*WHAT IS BEING ASKED:*
In the records below, pick out all lines containing the word "TypeScript".

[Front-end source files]
----------
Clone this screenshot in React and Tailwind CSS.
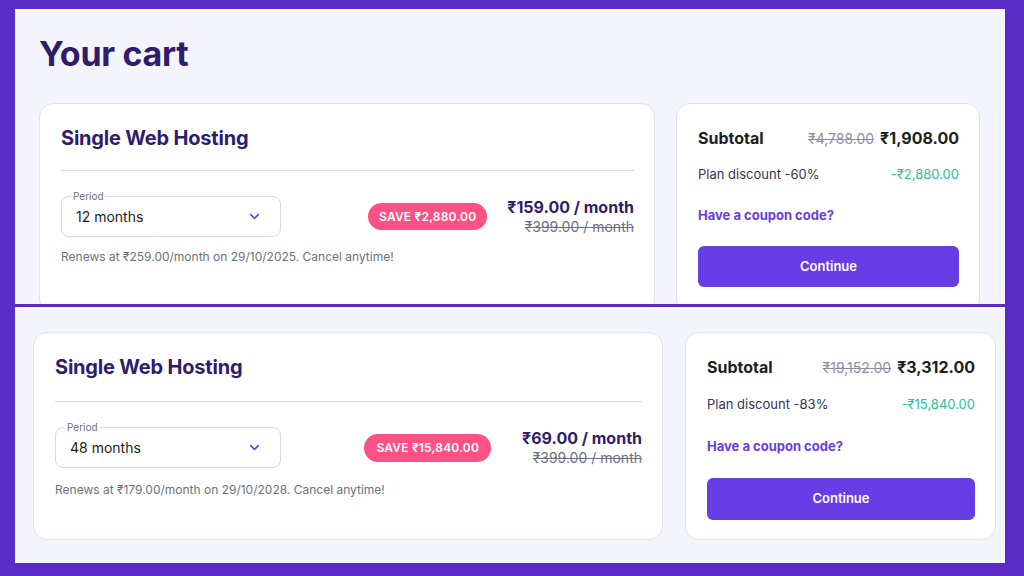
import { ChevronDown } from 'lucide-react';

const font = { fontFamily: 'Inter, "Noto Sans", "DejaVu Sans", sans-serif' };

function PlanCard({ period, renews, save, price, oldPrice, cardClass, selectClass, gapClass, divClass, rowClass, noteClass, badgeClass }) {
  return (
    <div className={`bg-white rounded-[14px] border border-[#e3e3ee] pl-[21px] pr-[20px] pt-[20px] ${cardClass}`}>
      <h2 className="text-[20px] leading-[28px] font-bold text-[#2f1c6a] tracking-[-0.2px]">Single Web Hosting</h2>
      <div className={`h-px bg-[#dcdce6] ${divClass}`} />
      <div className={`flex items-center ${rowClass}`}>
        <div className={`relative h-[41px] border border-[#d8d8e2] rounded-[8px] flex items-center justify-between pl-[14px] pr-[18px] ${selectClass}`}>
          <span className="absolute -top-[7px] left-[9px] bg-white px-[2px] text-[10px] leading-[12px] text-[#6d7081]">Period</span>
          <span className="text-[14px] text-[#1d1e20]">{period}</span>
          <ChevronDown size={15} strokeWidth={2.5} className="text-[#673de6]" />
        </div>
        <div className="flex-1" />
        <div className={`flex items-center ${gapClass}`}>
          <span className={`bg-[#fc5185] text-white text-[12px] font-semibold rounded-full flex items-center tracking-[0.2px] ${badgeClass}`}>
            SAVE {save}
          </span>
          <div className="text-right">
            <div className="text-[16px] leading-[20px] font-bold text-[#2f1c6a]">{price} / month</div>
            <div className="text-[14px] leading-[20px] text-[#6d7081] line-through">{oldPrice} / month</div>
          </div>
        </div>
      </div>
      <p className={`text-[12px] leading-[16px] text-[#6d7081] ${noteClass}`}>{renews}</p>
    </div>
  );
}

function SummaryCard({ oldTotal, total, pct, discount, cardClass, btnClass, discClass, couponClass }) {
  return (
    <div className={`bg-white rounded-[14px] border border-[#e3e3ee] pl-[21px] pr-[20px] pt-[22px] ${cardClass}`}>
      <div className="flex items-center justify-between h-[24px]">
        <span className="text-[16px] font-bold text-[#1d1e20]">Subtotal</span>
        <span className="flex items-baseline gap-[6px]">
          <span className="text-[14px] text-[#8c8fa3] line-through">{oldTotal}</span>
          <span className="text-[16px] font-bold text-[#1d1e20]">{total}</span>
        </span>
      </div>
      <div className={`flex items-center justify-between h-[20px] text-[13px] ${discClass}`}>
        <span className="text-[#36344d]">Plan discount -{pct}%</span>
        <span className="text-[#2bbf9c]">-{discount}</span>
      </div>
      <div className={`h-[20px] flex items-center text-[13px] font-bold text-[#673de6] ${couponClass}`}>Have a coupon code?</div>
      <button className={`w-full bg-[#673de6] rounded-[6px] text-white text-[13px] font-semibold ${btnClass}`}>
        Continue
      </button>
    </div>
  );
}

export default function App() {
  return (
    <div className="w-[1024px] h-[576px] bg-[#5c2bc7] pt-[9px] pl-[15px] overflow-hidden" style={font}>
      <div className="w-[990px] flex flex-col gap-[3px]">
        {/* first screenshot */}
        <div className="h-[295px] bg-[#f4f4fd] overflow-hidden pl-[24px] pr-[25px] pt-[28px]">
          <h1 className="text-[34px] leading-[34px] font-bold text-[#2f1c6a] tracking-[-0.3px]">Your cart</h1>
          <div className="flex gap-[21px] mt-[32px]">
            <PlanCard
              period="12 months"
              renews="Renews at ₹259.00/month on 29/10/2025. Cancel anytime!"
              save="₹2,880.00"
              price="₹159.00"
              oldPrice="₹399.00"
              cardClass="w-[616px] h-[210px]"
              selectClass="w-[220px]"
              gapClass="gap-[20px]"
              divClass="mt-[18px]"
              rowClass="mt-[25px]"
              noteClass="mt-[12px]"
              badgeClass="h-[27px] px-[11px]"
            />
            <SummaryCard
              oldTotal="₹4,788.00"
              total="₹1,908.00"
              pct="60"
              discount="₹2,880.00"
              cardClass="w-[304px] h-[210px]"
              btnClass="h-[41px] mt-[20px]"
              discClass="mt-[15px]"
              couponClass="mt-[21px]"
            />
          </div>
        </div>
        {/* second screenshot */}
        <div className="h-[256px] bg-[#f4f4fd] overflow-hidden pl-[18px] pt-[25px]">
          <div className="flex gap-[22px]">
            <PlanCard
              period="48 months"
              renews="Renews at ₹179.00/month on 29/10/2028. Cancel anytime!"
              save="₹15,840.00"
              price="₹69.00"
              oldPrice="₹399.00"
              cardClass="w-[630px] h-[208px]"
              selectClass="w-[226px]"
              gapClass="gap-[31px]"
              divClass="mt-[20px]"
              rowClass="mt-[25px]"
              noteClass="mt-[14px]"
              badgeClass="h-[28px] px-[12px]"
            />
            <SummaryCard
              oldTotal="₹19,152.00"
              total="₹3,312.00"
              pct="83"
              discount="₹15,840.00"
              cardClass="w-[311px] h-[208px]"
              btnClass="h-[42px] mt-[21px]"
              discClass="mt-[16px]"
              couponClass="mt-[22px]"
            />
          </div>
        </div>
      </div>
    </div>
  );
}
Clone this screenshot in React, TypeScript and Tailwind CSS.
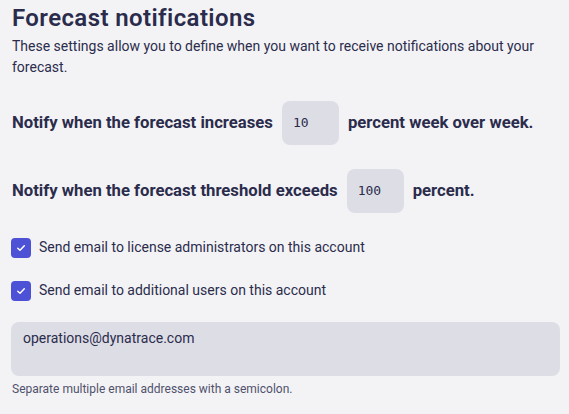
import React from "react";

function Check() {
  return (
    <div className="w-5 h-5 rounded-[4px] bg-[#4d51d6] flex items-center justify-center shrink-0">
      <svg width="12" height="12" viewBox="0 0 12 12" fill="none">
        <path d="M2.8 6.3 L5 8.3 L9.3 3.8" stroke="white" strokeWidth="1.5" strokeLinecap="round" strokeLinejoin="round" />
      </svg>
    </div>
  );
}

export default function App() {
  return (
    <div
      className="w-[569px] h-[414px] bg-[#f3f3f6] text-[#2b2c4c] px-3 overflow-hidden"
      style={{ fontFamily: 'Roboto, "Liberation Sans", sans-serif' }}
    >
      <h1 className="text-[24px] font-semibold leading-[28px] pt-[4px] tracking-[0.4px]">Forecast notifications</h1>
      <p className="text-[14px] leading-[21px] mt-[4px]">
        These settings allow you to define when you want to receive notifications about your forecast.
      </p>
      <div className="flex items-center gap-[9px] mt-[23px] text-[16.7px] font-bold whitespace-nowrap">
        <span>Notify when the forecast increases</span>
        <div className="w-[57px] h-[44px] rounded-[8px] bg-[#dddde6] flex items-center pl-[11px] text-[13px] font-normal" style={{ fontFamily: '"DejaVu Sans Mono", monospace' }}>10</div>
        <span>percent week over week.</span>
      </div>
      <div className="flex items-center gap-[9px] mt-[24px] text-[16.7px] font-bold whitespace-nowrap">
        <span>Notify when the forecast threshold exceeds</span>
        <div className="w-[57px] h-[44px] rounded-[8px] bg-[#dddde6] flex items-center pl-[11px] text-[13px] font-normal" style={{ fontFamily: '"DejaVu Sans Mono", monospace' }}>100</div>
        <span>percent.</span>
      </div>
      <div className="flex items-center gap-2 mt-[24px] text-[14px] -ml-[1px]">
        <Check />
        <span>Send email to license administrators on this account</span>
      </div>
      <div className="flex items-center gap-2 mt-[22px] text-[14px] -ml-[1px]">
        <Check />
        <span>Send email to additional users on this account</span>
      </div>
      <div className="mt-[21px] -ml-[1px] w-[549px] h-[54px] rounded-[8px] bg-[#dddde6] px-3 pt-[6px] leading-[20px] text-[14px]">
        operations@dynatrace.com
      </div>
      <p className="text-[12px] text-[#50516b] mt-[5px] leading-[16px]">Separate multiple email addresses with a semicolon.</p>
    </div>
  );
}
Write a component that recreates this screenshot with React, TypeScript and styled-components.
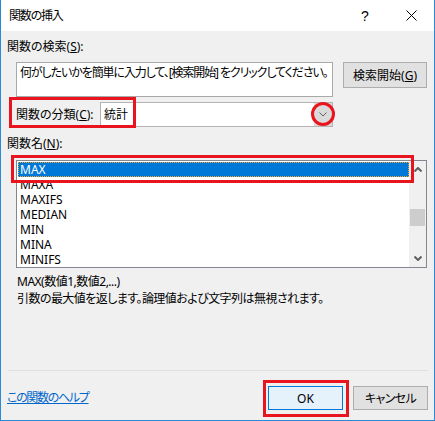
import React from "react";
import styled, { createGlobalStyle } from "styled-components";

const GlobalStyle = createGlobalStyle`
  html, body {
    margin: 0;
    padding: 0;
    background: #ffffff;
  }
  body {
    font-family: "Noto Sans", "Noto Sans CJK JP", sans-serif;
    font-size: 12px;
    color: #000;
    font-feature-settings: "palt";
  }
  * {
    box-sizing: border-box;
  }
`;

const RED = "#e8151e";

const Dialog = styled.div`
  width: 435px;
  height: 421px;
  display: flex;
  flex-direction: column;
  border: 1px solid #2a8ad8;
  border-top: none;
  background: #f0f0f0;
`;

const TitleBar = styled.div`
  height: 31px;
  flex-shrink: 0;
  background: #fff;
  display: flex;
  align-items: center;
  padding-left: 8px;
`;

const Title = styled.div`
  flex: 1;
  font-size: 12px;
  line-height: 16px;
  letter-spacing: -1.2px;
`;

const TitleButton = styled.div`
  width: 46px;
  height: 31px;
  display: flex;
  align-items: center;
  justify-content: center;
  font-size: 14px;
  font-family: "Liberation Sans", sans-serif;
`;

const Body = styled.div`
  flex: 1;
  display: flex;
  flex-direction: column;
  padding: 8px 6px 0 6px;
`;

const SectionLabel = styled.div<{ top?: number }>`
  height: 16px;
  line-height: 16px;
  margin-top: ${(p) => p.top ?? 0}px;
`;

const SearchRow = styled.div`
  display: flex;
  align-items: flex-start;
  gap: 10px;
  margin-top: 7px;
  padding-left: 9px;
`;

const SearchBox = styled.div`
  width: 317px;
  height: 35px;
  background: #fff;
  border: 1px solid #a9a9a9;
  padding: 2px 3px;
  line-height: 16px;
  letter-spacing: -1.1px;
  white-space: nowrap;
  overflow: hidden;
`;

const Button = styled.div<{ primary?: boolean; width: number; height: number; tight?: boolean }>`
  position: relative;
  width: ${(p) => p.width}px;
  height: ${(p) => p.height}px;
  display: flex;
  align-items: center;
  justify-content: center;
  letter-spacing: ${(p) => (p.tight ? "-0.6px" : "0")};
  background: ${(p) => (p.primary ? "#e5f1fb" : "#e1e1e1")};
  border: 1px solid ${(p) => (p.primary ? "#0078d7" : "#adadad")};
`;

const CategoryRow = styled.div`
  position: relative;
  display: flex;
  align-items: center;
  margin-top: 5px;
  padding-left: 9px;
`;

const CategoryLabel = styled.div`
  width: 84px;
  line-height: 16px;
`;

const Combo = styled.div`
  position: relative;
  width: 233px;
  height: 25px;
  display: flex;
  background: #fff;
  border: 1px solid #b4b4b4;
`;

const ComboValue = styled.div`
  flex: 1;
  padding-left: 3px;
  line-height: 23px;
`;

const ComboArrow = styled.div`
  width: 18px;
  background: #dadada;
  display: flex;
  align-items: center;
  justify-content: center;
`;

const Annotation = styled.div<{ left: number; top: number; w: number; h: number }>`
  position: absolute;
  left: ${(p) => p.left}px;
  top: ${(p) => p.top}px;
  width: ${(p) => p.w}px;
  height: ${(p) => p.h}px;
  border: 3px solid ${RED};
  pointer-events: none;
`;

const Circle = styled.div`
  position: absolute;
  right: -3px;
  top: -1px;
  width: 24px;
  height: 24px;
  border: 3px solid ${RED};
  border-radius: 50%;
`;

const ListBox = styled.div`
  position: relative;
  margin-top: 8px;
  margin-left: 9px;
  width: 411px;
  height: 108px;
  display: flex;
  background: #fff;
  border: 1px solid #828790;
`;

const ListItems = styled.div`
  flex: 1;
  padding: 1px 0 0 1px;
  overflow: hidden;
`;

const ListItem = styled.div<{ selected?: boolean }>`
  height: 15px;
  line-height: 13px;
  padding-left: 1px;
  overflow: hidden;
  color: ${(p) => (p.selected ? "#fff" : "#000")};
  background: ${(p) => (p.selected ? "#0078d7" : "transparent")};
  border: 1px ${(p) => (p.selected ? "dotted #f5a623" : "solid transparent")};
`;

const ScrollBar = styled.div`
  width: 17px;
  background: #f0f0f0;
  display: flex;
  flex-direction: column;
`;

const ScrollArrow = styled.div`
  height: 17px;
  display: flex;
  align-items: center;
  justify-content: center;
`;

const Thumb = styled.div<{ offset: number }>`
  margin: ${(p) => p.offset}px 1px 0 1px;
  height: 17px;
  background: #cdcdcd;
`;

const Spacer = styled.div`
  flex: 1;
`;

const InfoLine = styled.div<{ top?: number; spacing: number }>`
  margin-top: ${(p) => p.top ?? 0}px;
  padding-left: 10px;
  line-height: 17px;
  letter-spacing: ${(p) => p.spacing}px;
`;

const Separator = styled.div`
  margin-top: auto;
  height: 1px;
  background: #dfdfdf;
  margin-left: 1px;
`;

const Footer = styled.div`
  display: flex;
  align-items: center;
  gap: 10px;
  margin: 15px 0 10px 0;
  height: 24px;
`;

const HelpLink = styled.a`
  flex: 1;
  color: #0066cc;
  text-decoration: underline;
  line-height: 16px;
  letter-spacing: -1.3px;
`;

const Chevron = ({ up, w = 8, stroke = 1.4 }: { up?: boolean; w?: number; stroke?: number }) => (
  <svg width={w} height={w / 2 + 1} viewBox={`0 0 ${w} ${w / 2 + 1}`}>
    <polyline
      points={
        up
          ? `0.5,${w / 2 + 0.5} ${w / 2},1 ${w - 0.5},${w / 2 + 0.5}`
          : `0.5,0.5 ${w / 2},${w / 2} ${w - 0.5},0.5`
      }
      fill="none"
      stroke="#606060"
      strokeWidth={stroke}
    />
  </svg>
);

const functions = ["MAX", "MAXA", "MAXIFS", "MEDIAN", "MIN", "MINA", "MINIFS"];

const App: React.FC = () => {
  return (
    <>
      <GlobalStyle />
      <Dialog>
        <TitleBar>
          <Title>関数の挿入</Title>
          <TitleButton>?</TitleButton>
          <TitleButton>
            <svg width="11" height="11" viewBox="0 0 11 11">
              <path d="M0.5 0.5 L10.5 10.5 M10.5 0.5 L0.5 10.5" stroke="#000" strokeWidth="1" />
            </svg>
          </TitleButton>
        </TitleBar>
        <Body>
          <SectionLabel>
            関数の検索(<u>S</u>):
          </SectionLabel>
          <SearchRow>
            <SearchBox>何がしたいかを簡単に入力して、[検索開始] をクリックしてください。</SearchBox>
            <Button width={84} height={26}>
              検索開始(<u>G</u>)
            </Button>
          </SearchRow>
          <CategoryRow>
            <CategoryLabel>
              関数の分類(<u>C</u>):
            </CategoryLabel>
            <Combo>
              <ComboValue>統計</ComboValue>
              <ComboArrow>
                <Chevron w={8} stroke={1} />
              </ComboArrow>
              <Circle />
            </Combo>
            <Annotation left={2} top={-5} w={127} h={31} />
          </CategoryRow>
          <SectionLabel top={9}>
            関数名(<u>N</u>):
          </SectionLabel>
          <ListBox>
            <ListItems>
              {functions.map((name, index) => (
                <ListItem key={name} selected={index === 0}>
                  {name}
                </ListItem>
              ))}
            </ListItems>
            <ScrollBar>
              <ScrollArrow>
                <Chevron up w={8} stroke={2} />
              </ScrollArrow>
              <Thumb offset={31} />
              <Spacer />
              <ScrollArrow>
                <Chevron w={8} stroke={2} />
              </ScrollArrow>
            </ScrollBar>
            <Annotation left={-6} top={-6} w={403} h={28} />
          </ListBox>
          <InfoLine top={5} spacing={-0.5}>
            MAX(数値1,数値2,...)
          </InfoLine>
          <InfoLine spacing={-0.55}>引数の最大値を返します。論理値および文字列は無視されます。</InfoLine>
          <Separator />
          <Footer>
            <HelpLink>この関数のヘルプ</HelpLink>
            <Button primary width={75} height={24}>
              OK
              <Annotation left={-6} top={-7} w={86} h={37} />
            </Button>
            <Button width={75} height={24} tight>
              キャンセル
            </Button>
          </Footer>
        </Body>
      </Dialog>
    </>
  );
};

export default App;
----------
*OUTPUT OF THE TASK:*
Clone this screenshot in React, TypeScript and Tailwind CSS.
Write a component that recreates this screenshot with React, TypeScript and styled-components.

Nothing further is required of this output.